Por Rodrigo Vianna
O Pastor Marcos Pereira,
da Assembleia de Deus dos Últimos Dias, está sendo acusado de estupros em
série. Teria atacado mulheres que viviam em alojamentos mantidos pela Igreja
dele, no Rio de Janeiro. Os indícios são graves. A mídia, em especial o jornal
conservador “O Globo”, partiu pra cima do pastor. E não apenas por conta do
estupro: investiga-se a vida de Pereira, o patrimônio, tudo.
O curioso é que, há
cinco ou seis anos, o mesmo pastor era tratado como herói pelas Organizações
Globo. A dica veio de um colega jornalista. Acompanhem: em 2008, “O Globo”
denunciou um “Tribunal do Tráfico” em favelas do Rio. Jovens infratores eram
julgados, condenados e executados pelos traficantes. O repórter acompanhou de
perto um desses “julgamentos”. Quem abriu as portas pro jornalista subir o
morro? O pastor Marcos Pereira. Mais que isso: o líder evangélico era
apresentado como o homem que – na última hora – impedia a ação cruel dos
traficantes. Vejam esse trecho da reportagem:
“Capturado de madrugada,
o menor foi algemado e barbaramente torturado: tomou choque elétrico, teve
garrafas quebradas em seu corpo, foi espancado com pedaços de madeira, sufocado
com fita crepe e recebeu uma facada nas costas. Os traficantes estavam
decididos a matá-lo, quando o pastor Marcos Pereira intercedeu e começou a sua
defesa.”
O repórter Mauro Ventura
ganhou o “Prêmio Esso” de jornalismo com essa matéria. E foi até entrevistado
no Programa do Jô. Os dois – apresentador e jornalista de “O Globo” – exaltaram
o trabalho de Marcos Pereira: “impressionante a coragem desse pastor”; “ele é
muito respeitado”; “trabalho fantástico”.
Não passou pela cabeça
de ninguém que o pastor tinha feito um tabalho de RP (Relações Públicas) usando
a audiência da Globo? Ou passou pela cabeça, sim, mas a Globo estava na fase de
“aproximação” com os evangélicos e aí não era o momento de questionar aliados?
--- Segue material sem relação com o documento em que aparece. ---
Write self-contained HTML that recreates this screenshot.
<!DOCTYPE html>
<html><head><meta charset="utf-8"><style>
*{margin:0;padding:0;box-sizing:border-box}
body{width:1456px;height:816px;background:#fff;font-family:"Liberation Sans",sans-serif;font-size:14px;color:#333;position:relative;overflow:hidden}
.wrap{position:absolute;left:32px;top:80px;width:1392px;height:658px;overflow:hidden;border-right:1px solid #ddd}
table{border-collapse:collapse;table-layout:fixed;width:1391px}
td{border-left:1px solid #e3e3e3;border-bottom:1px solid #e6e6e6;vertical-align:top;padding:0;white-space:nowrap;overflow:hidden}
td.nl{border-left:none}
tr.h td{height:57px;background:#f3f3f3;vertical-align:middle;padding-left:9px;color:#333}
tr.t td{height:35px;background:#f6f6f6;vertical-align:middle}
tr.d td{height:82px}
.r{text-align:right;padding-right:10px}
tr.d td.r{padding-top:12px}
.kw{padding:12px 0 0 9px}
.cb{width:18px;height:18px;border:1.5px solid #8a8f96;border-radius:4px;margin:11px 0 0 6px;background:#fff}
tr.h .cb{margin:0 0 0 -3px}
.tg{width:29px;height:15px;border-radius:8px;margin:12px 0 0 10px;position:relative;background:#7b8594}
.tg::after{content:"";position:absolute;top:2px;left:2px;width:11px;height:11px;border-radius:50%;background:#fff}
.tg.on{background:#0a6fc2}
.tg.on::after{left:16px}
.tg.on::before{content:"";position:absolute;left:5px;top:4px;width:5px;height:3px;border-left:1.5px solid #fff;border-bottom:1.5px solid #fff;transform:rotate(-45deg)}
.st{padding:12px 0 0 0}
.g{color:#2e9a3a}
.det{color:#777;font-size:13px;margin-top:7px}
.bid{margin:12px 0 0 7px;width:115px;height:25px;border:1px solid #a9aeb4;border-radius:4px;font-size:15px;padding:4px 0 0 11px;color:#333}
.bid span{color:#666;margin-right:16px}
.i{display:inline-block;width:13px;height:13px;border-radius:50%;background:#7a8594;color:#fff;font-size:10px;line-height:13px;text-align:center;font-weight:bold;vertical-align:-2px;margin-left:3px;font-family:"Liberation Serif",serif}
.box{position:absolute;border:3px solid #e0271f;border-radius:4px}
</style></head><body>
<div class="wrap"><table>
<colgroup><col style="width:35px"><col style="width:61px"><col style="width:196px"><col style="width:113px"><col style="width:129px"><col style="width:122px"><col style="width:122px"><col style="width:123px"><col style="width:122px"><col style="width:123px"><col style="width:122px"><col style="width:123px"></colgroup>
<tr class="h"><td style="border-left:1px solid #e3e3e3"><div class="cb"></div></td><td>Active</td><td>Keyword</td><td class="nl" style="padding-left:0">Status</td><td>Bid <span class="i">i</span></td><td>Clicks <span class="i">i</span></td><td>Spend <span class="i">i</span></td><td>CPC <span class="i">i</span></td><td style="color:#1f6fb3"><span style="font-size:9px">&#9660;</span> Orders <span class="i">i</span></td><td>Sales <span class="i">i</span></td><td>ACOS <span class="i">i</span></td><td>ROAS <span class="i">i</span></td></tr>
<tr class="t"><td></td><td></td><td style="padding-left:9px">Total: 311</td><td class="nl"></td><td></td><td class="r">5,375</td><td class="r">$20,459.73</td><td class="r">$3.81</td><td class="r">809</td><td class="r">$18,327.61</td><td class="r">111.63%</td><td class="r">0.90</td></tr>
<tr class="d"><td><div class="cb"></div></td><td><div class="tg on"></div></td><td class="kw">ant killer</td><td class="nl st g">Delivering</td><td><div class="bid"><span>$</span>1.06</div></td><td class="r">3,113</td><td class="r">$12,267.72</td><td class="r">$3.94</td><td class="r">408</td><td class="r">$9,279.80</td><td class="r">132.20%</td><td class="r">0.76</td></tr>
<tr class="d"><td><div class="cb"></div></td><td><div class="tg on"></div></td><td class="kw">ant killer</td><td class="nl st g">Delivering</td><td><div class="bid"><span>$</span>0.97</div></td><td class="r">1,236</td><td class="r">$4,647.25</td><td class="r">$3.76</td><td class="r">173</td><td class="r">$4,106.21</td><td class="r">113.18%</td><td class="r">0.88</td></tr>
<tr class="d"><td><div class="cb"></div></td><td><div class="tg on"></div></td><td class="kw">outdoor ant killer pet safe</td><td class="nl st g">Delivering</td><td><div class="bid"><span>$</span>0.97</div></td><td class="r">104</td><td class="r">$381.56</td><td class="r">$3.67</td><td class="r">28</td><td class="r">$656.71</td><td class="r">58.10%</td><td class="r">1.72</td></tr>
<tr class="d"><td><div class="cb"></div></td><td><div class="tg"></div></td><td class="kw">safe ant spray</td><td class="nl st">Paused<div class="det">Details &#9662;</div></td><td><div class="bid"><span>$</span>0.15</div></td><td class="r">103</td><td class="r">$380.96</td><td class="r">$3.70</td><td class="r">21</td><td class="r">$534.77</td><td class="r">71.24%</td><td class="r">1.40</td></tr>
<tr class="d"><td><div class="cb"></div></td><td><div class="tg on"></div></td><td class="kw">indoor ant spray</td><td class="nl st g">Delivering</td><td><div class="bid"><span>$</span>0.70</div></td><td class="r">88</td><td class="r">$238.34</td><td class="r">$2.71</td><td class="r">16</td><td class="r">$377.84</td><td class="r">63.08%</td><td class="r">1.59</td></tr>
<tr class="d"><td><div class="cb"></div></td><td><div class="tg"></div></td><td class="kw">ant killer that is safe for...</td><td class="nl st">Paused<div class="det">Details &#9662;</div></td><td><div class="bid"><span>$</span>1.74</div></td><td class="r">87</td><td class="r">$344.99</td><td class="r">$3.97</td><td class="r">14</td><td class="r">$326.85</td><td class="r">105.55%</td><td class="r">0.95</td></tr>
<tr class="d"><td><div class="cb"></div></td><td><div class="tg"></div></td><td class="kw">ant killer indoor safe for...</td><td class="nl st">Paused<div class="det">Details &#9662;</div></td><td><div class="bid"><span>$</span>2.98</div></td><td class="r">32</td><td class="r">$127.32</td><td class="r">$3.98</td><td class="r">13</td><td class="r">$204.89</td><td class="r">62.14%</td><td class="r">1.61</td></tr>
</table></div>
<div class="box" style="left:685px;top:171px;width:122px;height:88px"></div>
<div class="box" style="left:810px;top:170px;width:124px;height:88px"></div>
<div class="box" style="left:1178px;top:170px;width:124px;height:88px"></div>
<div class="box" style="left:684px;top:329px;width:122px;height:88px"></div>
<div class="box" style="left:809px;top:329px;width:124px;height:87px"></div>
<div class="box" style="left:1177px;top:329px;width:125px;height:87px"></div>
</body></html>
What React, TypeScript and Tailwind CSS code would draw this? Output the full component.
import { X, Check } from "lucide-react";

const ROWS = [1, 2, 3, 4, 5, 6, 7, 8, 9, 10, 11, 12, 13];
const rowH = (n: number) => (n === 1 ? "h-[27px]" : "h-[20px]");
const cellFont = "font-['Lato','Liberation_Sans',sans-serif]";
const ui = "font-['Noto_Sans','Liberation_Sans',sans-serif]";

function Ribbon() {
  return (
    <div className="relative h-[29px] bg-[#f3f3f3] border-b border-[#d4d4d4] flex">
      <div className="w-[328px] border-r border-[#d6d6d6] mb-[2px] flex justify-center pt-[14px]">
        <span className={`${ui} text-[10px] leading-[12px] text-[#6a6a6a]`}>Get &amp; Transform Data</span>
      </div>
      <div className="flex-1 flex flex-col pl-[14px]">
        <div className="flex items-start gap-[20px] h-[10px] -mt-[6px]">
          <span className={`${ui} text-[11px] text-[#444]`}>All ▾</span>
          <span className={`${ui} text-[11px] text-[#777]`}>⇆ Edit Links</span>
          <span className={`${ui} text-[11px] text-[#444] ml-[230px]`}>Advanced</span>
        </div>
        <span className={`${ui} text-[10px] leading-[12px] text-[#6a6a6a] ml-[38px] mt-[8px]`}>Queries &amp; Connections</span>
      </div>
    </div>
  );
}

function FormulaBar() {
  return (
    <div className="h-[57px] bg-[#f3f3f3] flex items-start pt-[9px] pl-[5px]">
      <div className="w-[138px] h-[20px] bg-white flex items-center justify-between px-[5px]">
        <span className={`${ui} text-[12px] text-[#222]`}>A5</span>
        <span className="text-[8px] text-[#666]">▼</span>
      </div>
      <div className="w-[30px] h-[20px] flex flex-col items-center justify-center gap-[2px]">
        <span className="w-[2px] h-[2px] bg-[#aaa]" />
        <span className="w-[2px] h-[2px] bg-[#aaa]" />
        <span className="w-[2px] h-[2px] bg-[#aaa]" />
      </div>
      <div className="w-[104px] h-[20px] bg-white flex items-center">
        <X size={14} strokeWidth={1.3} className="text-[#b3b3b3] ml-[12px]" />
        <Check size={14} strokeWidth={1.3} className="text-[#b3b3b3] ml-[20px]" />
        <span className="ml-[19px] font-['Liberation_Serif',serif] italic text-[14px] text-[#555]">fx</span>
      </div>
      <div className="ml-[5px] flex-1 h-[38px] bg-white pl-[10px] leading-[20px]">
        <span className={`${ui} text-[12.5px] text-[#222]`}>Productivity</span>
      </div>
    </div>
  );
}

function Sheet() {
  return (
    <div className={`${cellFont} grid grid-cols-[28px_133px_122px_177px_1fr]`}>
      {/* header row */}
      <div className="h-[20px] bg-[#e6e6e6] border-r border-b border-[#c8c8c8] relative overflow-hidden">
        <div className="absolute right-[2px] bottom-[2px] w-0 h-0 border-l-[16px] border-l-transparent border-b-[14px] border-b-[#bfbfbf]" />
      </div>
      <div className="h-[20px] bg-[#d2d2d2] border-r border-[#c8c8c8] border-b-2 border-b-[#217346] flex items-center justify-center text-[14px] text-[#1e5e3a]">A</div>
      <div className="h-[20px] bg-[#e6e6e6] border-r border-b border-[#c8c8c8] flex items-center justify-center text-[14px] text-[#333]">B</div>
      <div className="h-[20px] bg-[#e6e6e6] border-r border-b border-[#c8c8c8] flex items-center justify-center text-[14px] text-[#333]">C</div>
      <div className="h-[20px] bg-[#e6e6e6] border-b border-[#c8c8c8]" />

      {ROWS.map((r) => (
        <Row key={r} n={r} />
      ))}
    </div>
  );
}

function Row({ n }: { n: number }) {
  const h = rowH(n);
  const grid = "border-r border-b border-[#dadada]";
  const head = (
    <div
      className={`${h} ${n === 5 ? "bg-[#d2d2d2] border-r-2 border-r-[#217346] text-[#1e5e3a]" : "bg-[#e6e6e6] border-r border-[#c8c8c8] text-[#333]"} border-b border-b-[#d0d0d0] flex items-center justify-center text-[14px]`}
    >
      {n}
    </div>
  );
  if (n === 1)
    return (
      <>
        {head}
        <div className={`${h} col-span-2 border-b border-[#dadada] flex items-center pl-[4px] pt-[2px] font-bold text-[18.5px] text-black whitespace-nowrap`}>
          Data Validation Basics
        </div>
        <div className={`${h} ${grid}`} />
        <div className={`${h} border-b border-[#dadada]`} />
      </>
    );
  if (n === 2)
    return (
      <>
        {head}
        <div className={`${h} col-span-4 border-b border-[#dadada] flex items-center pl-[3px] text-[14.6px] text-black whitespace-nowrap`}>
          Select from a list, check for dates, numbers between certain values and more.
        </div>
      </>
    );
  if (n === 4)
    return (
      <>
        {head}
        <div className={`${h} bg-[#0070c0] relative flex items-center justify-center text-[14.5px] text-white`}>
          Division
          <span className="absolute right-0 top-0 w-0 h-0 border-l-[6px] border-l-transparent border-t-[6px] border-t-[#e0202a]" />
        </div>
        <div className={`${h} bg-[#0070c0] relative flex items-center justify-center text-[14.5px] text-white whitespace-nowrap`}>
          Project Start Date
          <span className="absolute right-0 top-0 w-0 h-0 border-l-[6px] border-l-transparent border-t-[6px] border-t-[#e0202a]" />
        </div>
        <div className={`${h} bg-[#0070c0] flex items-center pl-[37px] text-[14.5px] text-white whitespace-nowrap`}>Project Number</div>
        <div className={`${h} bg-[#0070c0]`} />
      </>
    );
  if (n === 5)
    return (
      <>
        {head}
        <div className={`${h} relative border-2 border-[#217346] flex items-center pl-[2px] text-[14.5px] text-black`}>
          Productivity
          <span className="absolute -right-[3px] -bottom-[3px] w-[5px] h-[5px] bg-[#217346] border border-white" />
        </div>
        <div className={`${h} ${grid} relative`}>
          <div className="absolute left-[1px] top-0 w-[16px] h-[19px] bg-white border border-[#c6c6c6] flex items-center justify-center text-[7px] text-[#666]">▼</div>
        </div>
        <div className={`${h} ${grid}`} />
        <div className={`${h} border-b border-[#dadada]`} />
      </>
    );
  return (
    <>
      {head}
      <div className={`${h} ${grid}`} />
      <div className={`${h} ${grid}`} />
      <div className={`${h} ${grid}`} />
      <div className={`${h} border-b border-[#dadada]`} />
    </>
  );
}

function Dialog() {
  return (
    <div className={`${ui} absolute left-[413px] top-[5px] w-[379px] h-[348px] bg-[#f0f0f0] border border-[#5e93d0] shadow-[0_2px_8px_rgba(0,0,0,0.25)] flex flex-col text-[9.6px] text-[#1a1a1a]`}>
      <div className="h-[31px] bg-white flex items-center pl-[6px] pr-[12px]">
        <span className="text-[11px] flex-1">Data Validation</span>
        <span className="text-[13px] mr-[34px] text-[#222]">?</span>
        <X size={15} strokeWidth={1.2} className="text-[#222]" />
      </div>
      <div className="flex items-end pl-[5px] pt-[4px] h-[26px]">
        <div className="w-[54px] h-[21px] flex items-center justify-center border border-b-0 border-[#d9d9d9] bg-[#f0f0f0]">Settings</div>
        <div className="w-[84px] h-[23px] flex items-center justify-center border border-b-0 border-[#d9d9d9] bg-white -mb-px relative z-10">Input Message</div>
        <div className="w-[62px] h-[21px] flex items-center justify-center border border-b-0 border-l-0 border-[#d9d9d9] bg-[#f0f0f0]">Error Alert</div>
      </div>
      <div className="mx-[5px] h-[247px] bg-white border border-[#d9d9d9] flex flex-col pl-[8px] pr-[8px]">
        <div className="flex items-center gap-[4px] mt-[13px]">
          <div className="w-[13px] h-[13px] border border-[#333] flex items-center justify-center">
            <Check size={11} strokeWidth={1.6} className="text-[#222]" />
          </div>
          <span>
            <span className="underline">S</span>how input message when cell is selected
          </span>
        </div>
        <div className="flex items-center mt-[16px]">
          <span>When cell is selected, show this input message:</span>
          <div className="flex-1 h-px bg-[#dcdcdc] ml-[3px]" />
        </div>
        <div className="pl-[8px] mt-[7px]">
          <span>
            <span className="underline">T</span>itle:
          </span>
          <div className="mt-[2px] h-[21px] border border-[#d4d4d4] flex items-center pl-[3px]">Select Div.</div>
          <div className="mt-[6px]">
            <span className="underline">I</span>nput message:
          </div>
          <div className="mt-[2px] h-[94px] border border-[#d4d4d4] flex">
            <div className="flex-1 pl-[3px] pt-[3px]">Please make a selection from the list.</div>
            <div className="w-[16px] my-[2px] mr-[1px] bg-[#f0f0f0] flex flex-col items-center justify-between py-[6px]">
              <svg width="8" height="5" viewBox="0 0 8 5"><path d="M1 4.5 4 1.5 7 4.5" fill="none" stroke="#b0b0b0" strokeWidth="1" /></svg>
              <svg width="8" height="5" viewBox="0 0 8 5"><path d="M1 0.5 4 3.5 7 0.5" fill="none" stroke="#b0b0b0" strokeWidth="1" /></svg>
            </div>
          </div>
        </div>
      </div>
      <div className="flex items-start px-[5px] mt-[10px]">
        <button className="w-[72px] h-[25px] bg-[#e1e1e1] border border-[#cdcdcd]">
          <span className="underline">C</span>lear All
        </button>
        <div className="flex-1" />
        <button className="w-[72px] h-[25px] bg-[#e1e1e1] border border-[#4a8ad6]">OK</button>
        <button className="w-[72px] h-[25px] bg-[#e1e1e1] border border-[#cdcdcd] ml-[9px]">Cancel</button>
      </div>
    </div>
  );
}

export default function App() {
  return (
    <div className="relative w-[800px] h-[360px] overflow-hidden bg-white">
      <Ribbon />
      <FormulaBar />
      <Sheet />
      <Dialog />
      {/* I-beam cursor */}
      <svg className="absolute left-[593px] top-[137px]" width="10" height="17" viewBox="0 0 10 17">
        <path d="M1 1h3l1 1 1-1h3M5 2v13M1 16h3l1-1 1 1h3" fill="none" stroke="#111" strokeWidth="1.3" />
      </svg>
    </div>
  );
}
Há ainda uma terceira hipótese (foi Ali Kamel, da Globo, quem nos ensinou a
importância de “testar hipóteses” no jornalismo): Marcos Pereira é um homem de
bem, foi acusado de forma vil e injusta, estaríamos diante de um novo caso
“Escola Base”… Será?
Seja como for, não acho
que devemos condenar – de forma hipócrita e isolada – o repórter Mauro Ventura.
Quantos não agiriam da mesma forma que ele? O caso serve pra mostrar como
funciona o moderno jornalismo: essa mania de glorificar o repórter que passa
por cima de qualquer risco, e se alia a qualquer um, para conseguir a
informação. Vale tudo mesmo?
É bom fazer a ressalva:
uma coisa é ter um bicheiro ou pastor de conduta duvidosa como fonte (isso eu
não considero absurdo, já que muitas vezes é a única forma de acessar um
ambiente ou um esquema criminoso); outra coisa é transformar sua fonte em
“herói” para assim manter a “parceria”.
Cinco anos depois,
assistir a entrevista do repórter ao Jô é mais do que constrangedor. É
revelador. O jornalismo dos novos tempos está nu, e o que vemos não é bonito.